Февраль – «Алеша Толстой, предвидя события, устраивается: собирается ехать в колхозы, берет квартиру в коллективе и т. п. Вслед за ним и Шишков. Замятин дергается… Петров-Водкин болеет…»; «Классовый подход к умирающим (в больнице выбрасывают трех больных, разъясненных лишенцами). Каждый день нарастает народный стон».
Март – «Поражает наглая ложь».
Май – «Писателям будет предложено своими книгами (написанными) доказать свою полезность Советской власти» [25; 304–305].
И наконец как выход из положения: «Я накануне решения бежать из литературы в какой-нибудь картофельный трест или же проситься у военного начальства за границу».

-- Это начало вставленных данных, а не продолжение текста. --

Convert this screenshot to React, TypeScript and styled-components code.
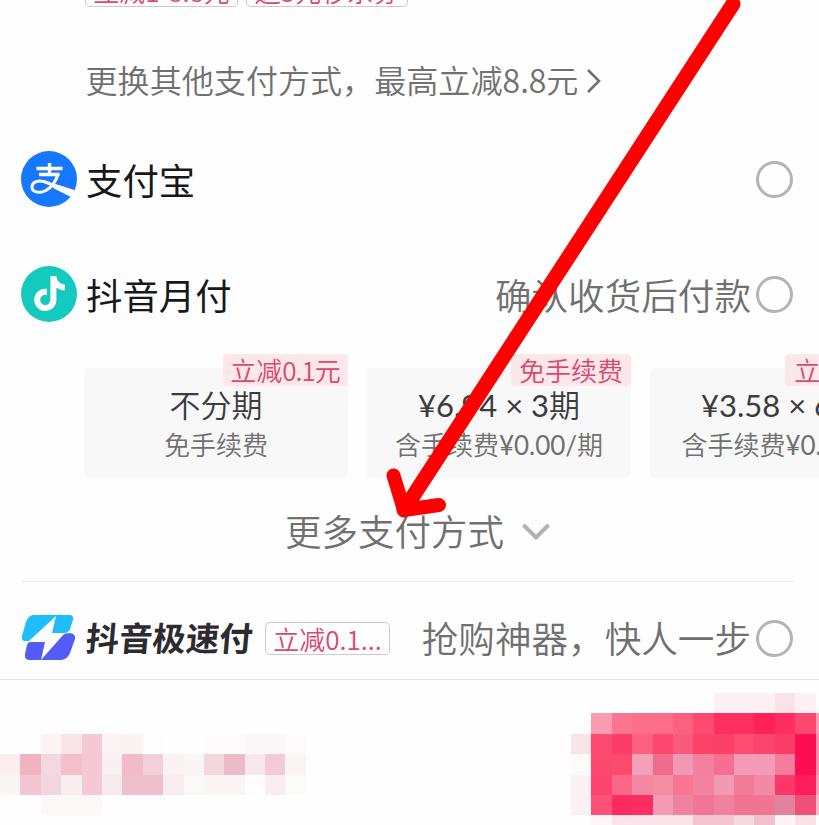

Пришвин был по первой профессии агрономом, отсюда идея картофельного треста, но у Булгакова мысли о возвращении к своей первой профессии не было, доказывать свою полезность было нечем, и поэтому в письмах 1929-го он просил об одном: «…ты бы меня отпустил, игемон».
«Все мои пьесы запрещены к представлению в СССР, и беллетристической ни одной строки моей не напечатают. В 1929 году совершилось мое писательское уничтожение. Я сделал последнее усилие, в котором прошу меня с женой моей выпустить за границу на любой срок, – сообщал он о своем положении брату Николаю. – В сердце у меня нет надежды. Был один зловещий признак – Любовь Евгениевну не выпустили одну, несмотря на то, что я оставался (это было несколько месяцев назад).
Вокруг меня ползет змейкой темный слух о том, что я обречен во всех смыслах.
В случае, если мое заявление будет отклонено, игру можно считать оконченной, колоду скидывать, свечи тушить.
Мне придется сидеть в Москве и не писать, потому что не только писаний моих, но даже фамилии моей равнодушно видеть не могут.